Determination of the critical region of KRAS-induced actin-interacting protein for the interaction with inositol 1,4,5-trisphosphate receptor.

KRAS-induced actin-interacting protein (KRAP) was originally characterized as a filamentous-actin-interacting protein. We have recently found that KRAP is an associated molecule with inositol 1,4,5-trisphosphate receptor (IP(3)R) and is critical for the proper subcellular localization and function of IP(3)R. However, the molecular mechanisms underlying the regulation of IP(3)R by KRAP remain elusive. In this report, to determine the critical region of KRAP protein for the regulation of IP(3)R, we generate several mutants of KRAP and examine the association with IP(3)R using coimmunoprecipitation and confocal imaging assays. Coimmunoprecipitations using the deletion mutants reveal that amino-acid residues 1-218 but not 1-199 of KRAP interact with IP(3)R, indicating that the 19-length amino-acid residues (200-218) are essential for the association with IP(3)R. This critical region is highly conserved between human and mouse KRAP. Within the critical region, substitutions of two phenylalanine residues (Phe202/Phe203) in mouse KRAP to alanines result in failure of the association with IP(3)R, suggesting that the two consecutive phenylalanine residues are indispensable for the association. Moreover, the KRAP-knockdown stable HeLa cells exhibit the inappropriate subcellular localization of IP(3)R, in which exogenous expression of full-length of KRAP properly restores the subcellular localization of IP(3)R, but not the 1-218 or 1-236 mutant, indicating that the residual carboxyl-terminal region is also required for the proper subcellular localization of KRAP-IP(3)R complex. All these results provide insight into the understandings for the molecular mechanisms underlying the regulation of IP(3)R, and would reveal a potent strategy for the drug development targeting on IP(3)R.

KRAS-induced actin-interacting protein is required for the proper localization of inositol 1,4,5-trisphosphate receptor in the epithelial cells.

Three inositol 1,4,5-trisphosphate receptor (IP(3)R) subtypes are differentially expressed among tissues and function as the Ca(2+) release channel on specialized endoplasmic reticulum (ER) membranes.
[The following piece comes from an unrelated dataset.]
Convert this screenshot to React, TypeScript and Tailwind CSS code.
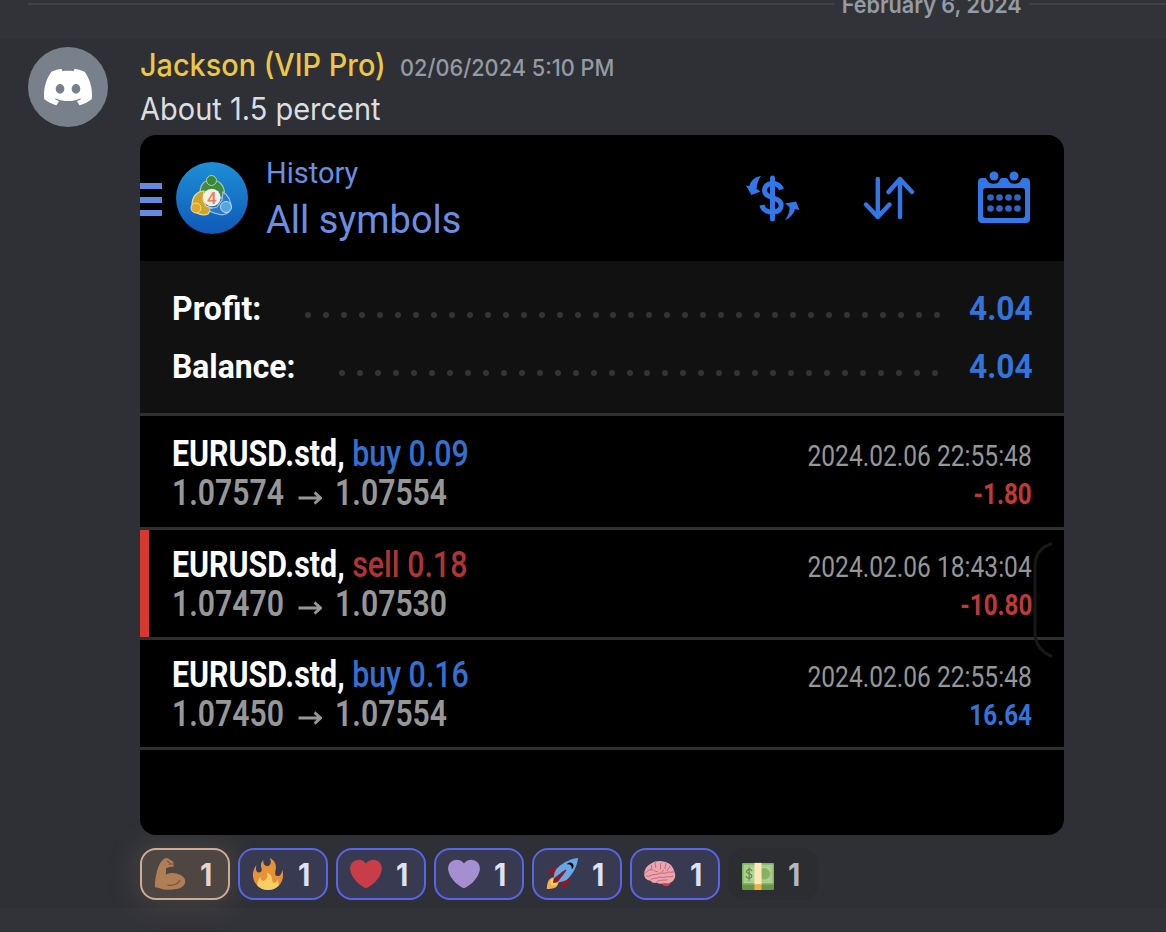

The proper subcellular localization of IP(3)R is crucial for its proper function, but this molecular mechanism is unclear. KRAS-induced actin-interacting protein (KRAP) was originally identified as a cancer-related molecule, and is involved in the regulation of whole-body energy homeostasis and pancreatic exocrine system. We herein identified IP(3)R as an associated molecule with KRAP in vivo, and the association was validated by the co-immunoprecipitation and confocal immunostaining studies in mouse tissues including liver and pancreas. The association of KRAP with IP(3)R was also observed in the human epithelial cell lines including HCT116, HeLa and HEK293 cells. Intriguingly, KRAP interacts with distinct subtypes of IP(3)R in a tissue-dependent manner, i.e. IP(3)R1 and IP(3)R2 in the liver and IP(3)R2 and IP(3)R3 in the pancreas. The NH(2)-terminal amino acid residues 1-610 of IP(3)R are critical for the association with KRAP and KRAP-IP(3)R complex resides in a specialized ER but not a typical reticular ER. Furthermore, the localization of particular IP(3)R subtypes in tissues from KRAP-deficient mice is obviously disturbed, i.e. IP(3)R1 and IP(3)R2 in the liver and IP(3)R2 and IP(3)R3 in the pancreas. These findings demonstrate that KRAP physically associates with IP(3)R and regulates the proper localization of IP(3)R in the epithelial cells in vivo and cultured cells, and might shed light on the Ca(2+) signaling underlying physiological cellular programs, cancer development and metabolism-related diseases.